# THE REQUEST:
Give the number of lines below that contain the word "this", and nothing else.
-- begin INPUT MATERIAL --
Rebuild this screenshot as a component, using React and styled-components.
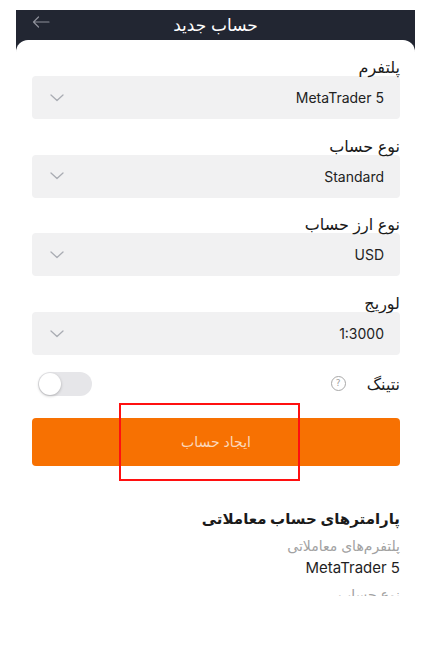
import React from 'react'
import styled, { createGlobalStyle } from 'styled-components'

const GlobalStyle = createGlobalStyle`
    body {
        margin: 0;
        background: #ffffff;
        font-family: "Inter", "DejaVu Sans", sans-serif;
    }
`

const fields = [
    { label: 'پلتفرم', value: 'MetaTrader 5' },
    { label: 'نوع حساب', value: 'Standard' },
    { label: 'نوع ارز حساب', value: 'USD' },
    { label: 'لوریج', value: '1:3000' },
]

function Chevron() {
    return (
        <svg width="14" height="8" viewBox="0 0 14 8">
            <polyline points="1,1 7,6.5 13,1" fill="none" stroke="#a9acb3" strokeWidth="1.3" strokeLinecap="round" strokeLinejoin="round" />
        </svg>
    )
}

function BackArrow() {
    return (
        <svg width="18" height="12" viewBox="0 0 18 12">
            <path d="M17 6H1.5M6.5 1L1.5 6l5 5" fill="none" stroke="#8e909a" strokeWidth="1.2" strokeLinecap="round" strokeLinejoin="round" />
        </svg>
    )
}

function App() {
    return (
        <>
            <GlobalStyle />
            <Page>
                <Frame>
                    <Header>
                        <Back><BackArrow /></Back>
                        <Title>حساب جدید</Title>
                    </Header>
                    <Card>
                        {fields.map((f) => (
                            <Field key={f.label}>
                                <Label>{f.label}</Label>
                                <Select>
                                    <span>{f.value}</span>
                                    <Chevron />
                                </Select>
                            </Field>
                        ))}
                        <ToggleRow>
                            <NettingLabel>
                                نتینگ
                                <Help>?</Help>
                            </NettingLabel>
                            <Switch><Knob /></Switch>
                        </ToggleRow>
                        <ButtonWrap>
                            <CreateButton>ایجاد حساب</CreateButton>
                            <Highlight />
                        </ButtonWrap>
                        <Params>
                            <ParamsTitle>پارامترهای حساب معاملاتی</ParamsTitle>
                            <ParamLabel>پلتفرم‌های معاملاتی</ParamLabel>
                            <ParamValue>MetaTrader 5</ParamValue>
                            <Clipped>
                                <ParamLabel>نوع حساب</ParamLabel>
                            </Clipped>
                        </Params>
                    </Card>
                </Frame>
            </Page>
        </>
    )
}

export default App

const Page = styled.div`
    padding: 10px 17px 0 16px;
    height: 637px;
    box-sizing: border-box;
    overflow: hidden;
`

const Frame = styled.div`
    background: #222632;
    direction: rtl;
`

const Header = styled.div`
    position: relative;
    height: 30px;
    display: flex;
    align-items: center;
    justify-content: center;
`

const Back = styled.div`
    position: absolute;
    left: 16px;
    top: 6px;
    display: flex;
`

const Title = styled.div`
    color: #ffffff;
    font-size: 17px;
    margin-top: -1px;
`

const Card = styled.div`
    background: #ffffff;
    border-radius: 12px 12px 0 0;
    padding: 18px 15px 0 16px;
`

const Field = styled.div`
    margin-bottom: 17.7px;
`

const Label = styled.div`
    font-size: 16px;
    line-height: 18px;
    color: #1a1a1a;
`

const Select = styled.div`
    height: 43px;
    background: #f1f1f2;
    border-radius: 4px;
    display: flex;
    align-items: center;
    justify-content: space-between;
    padding: 0 16px 0 18px;
    font-size: 14px;
    color: #222;
`

const ToggleRow = styled.div`
    height: 28px;
    margin-top: -3px;
    display: flex;
    align-items: center;
    justify-content: space-between;
    padding-left: 6px;
`

const NettingLabel = styled.div`
    display: flex;
    align-items: center;
    gap: 21px;
    font-size: 16px;
    color: #1a1a1a;
`

const Help = styled.span`
    width: 13px;
    height: 13px;
    border: 1px solid #a8a8a8;
    border-radius: 50%;
    color: #a0a0a0;
    font-size: 9px;
    line-height: 13px;
    text-align: center;
    font-family: "DejaVu Sans", sans-serif;
`

const Switch = styled.div`
    width: 54px;
    height: 24px;
    border-radius: 12px;
    background: #e6e6e9;
    display: flex;
    justify-content: flex-end;
    align-items: center;
    padding: 0 1px;
    box-sizing: border-box;
`

const Knob = styled.div`
    width: 22px;
    height: 22px;
    border-radius: 50%;
    background: #ffffff;
    box-shadow: 0 1px 3px rgba(0, 0, 0, 0.25);
`

const ButtonWrap = styled.div`
    position: relative;
    margin-top: 20px;
`

const CreateButton = styled.div`
    height: 48px;
    background: #f77102;
    border-radius: 4px;
    color: #fbd8bd;
    font-size: 14px;
    display: flex;
    align-items: center;
    justify-content: center;
`

const Highlight = styled.div`
    position: absolute;
    left: 87px;
    top: -15px;
    width: 181px;
    height: 78px;
    border: 2px solid #ff1010;
    box-sizing: border-box;
`

const Params = styled.div`
    margin-top: 43px;
`

const ParamsTitle = styled.div`
    font-size: 15px;
    font-weight: bold;
    color: #1a1a1a;
    line-height: 20px;
`

const ParamLabel = styled.div`
    font-size: 14px;
    color: #a2a2a2;
    margin-top: 8px;
    line-height: 18px;
`

const ParamValue = styled.div`
    font-size: 15px;
    color: #1f1f1f;
    line-height: 20px;
    margin-top: 3px;
`

const Clipped = styled.div`
    height: 18px;
    overflow: hidden;
`
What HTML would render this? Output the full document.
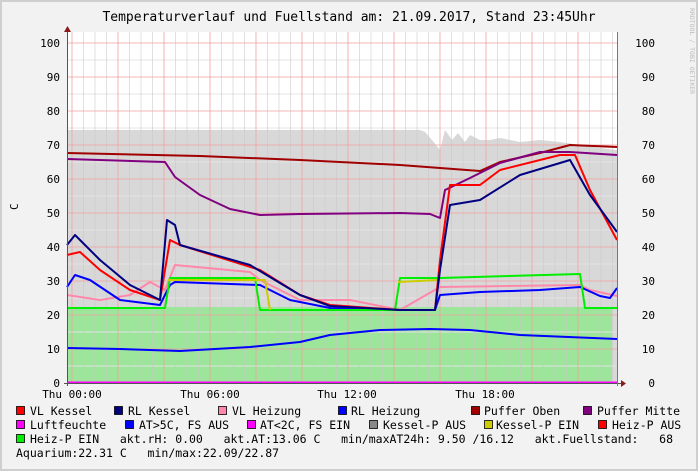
<!DOCTYPE html><html><head><style>body{margin:0;background:#fff}svg{display:block}text{font-family:"DejaVu Sans Mono","Liberation Mono",monospace;fill:#000}</style></head><body>
<svg width="698" height="471" viewBox="0 0 698 471" xmlns="http://www.w3.org/2000/svg">
<rect x="0" y="0" width="698" height="471" fill="#f2f2f2"/>
<rect x="0.5" y="0.5" width="697" height="470" fill="none" stroke="#cfcfcf" stroke-width="3"/>
<text x="349" y="21" font-size="13" text-anchor="middle">Temperaturverlauf und Fuellstand am: 21.09.2017, Stand 23:45Uhr</text>
<text x="690" y="8" font-size="6.5" style="fill:#bbb" transform="rotate(90 690 8)">RRDTOOL / TOBI OETIKER</text>
<rect x="67" y="32" width="550" height="351" fill="#fff"/>
<path d="M67,130 L420,130 L425,132 L432,140 L440,150 L445,130 L452,140 L458,133 L465,142 L470,135 L480,140 L490,140 L500,138 L510,140 L520,142 L540,140 L560,142 L580,145 L600,148 L617,150 L617,383 L67,383Z" fill="#d8d8d8"/>
<rect x="67" y="307" width="545" height="76" fill="#9de59a"/>
<g stroke="#e4e4e4" stroke-width="1">
<path d="M67,60H617M67,94H617M67,128H617M67,162H617M67,196H617M67,230H617M67,264H617M67,298H617M67,332H617M67,366H617"/>
</g>
<g stroke="#c8c8c8" stroke-width="0.8" opacity="0.7">
<path d="M83.5,32V383M95,32V383M106.5,32V383M129.5,32V383M141,32V383M152.5,32V383M175.5,32V383M187,32V383M198.5,32V383M221.5,32V383M233,32V383M244.5,32V383M267.5,32V383M279,32V383M290.5,32V383M313.5,32V383M325,32V383M336.5,32V383M359.5,32V383M371,32V383M382.5,32V383M405.5,32V383M417,32V383M428.5,32V383M451.5,32V383M463,32V383M474.5,32V383M497.5,32V383M509,32V383M520.5,32V383M543.5,32V383M555,32V383M566.5,32V383M589.5,32V383M601,32V383M612.5,32V383"/>
</g>
<g stroke="#f0a0a0" stroke-width="0.8">
<path d="M67,43H617M67,77H617M67,111H617M67,145H617M67,179H617M67,213H617M67,247H617M67,281H617M67,315H617M67,349H617"/>
<path d="M72,32V383M118,32V383M164,32V383M210,32V383M256,32V383M302,32V383M348,32V383M394,32V383M440,32V383M486,32V383M532,32V383M578,32V383"/>
</g>
<g fill="none" stroke-width="2" stroke-linejoin="round">
<polyline stroke="#0000ff" points="67,348 120,349 180,351 250,347 300,342 330,335 380,330 430,329 470,330 520,335 617,339"/>
<polyline stroke="#a00000" points="67,153 200,156 300,160 400,165 480,171 500,162 540,153 570,145 617,147"/>
<polyline stroke="#800080" points="67,159 165,162 175,177 200,195 230,209 260,215 300,214 400,213 430,214 440,218 445,190 470,178 500,163 540,152 570,152 617,155"/>
<polyline stroke="#ff88aa" points="67,295 100,300 130,295 150,282 165,290 175,265 250,272 260,280 300,300 350,300 400,310 440,287 580,285 590,290 617,296"/>
<polyline stroke="#0000ff" points="67,287 75,275 90,280 120,300 160,305 170,285 175,282 260,285 290,300 330,308 400,310 435,310 440,295 480,292 540,290 580,287 600,296 610,298 617,288"/>
<polyline stroke="#00ee00" points="67,308 165,308 170,278 255,278 260,310 395,310 400,278 440,278 580,274 585,308 617,308"/>
<polyline stroke="#cccc00" points="168,280 265,280 270,310"/>
<polyline stroke="#cccc00" points="398,282 438,280"/>
<polyline stroke="#ff0000" points="67,255 80,252 100,270 130,290 160,300 170,240 180,245 260,270 300,295 330,305 400,310 435,310 440,260 450,185 480,185 500,170 560,155 575,155 590,190 617,240"/>
<polyline stroke="#000080" points="67,245 75,235 100,260 130,285 160,300 167,220 175,225 180,245 250,265 300,295 330,306 400,310 435,310 440,270 450,205 480,200 520,175 570,160 590,195 617,232"/>
</g>
<path d="M67,382.5H617" stroke="#ff00ff" stroke-width="2"/>
<path d="M67.5,30V386M64,383.5H621" stroke="#555" stroke-width="1"/>
<path d="M64,32L67.5,26L71,32Z M621,380L626,383.5L621,387Z" fill="#8b1a1a"/>
<path d="M617.5,32V386" stroke="#777"/>
<g font-size="11" text-anchor="end">
<text x="60" y="47">100</text><text x="60" y="81">90</text><text x="60" y="115">80</text><text x="60" y="149">70</text><text x="60" y="183">60</text><text x="60" y="217">50</text><text x="60" y="251">40</text><text x="60" y="285">30</text><text x="60" y="319">20</text><text x="60" y="353">10</text><text x="60" y="387">0</text>
</g>
<g font-size="11" text-anchor="end">
<text x="655" y="47">100</text><text x="655" y="81">90</text><text x="655" y="115">80</text><text x="655" y="149">70</text><text x="655" y="183">60</text><text x="655" y="217">50</text><text x="655" y="251">40</text><text x="655" y="285">30</text><text x="655" y="319">20</text><text x="655" y="353">10</text><text x="655" y="387">0</text>
</g>
<text x="18" y="210" font-size="11" transform="rotate(-90 18 210)">C</text>
<g font-size="11" text-anchor="middle"><text x="72" y="398">Thu 00:00</text><text x="210" y="398">Thu 06:00</text><text x="347" y="398">Thu 12:00</text><text x="485" y="398">Thu 18:00</text></g>
<g stroke="#000" stroke-width="0.8">
<rect x="16.5" y="406.5" width="8" height="8" fill="#ff0000"/><rect x="114.5" y="406.5" width="8" height="8" fill="#000080"/><rect x="218.5" y="406.5" width="8" height="8" fill="#ff88aa"/><rect x="338.5" y="406.5" width="8" height="8" fill="#0000ff"/><rect x="471.5" y="406.5" width="8" height="8" fill="#a00000"/><rect x="583.5" y="406.5" width="8" height="8" fill="#800080"/>
<rect x="16.5" y="420.5" width="8" height="8" fill="#ff00ff"/><rect x="125.5" y="420.5" width="8" height="8" fill="#0000ff"/><rect x="247.5" y="420.5" width="8" height="8" fill="#ff00ff"/><rect x="369.5" y="420.5" width="8" height="8" fill="#888"/><rect x="484.5" y="420.5" width="8" height="8" fill="#cccc00"/><rect x="598.5" y="420.5" width="8" height="8" fill="#ff0000"/>
<rect x="16.5" y="434.5" width="8" height="8" fill="#00ee00"/>
</g>
<g font-size="11.5">
<text x="30" y="415">VL Kessel</text><text x="128" y="415">RL Kessel</text><text x="232" y="415">VL Heizung</text><text x="351" y="415">RL Heizung</text><text x="484" y="415">Puffer Oben</text><text x="597" y="415">Puffer Mitte</text>
<text x="30" y="429">Luftfeuchte</text><text x="139" y="429">AT&gt;5C, FS AUS</text><text x="260" y="429">AT&lt;2C, FS EIN</text><text x="383" y="429">Kessel-P AUS</text><text x="496" y="429">Kessel-P EIN</text><text x="612" y="429">Heiz-P AUS</text>
<text x="30" y="443" xml:space="preserve" textLength="643" lengthAdjust="spacing">Heiz-P EIN   akt.rH: 0.00   akt.AT:13.06 C   min/maxAT24h: 9.50 /16.12   akt.Fuellstand:   68</text>
<text x="16" y="457" xml:space="preserve">Aquarium:22.31 C   min/max:22.09/22.87</text>
</g>
</svg></body></html>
-- end INPUT MATERIAL --
# EXERCISE OUTPUT:
2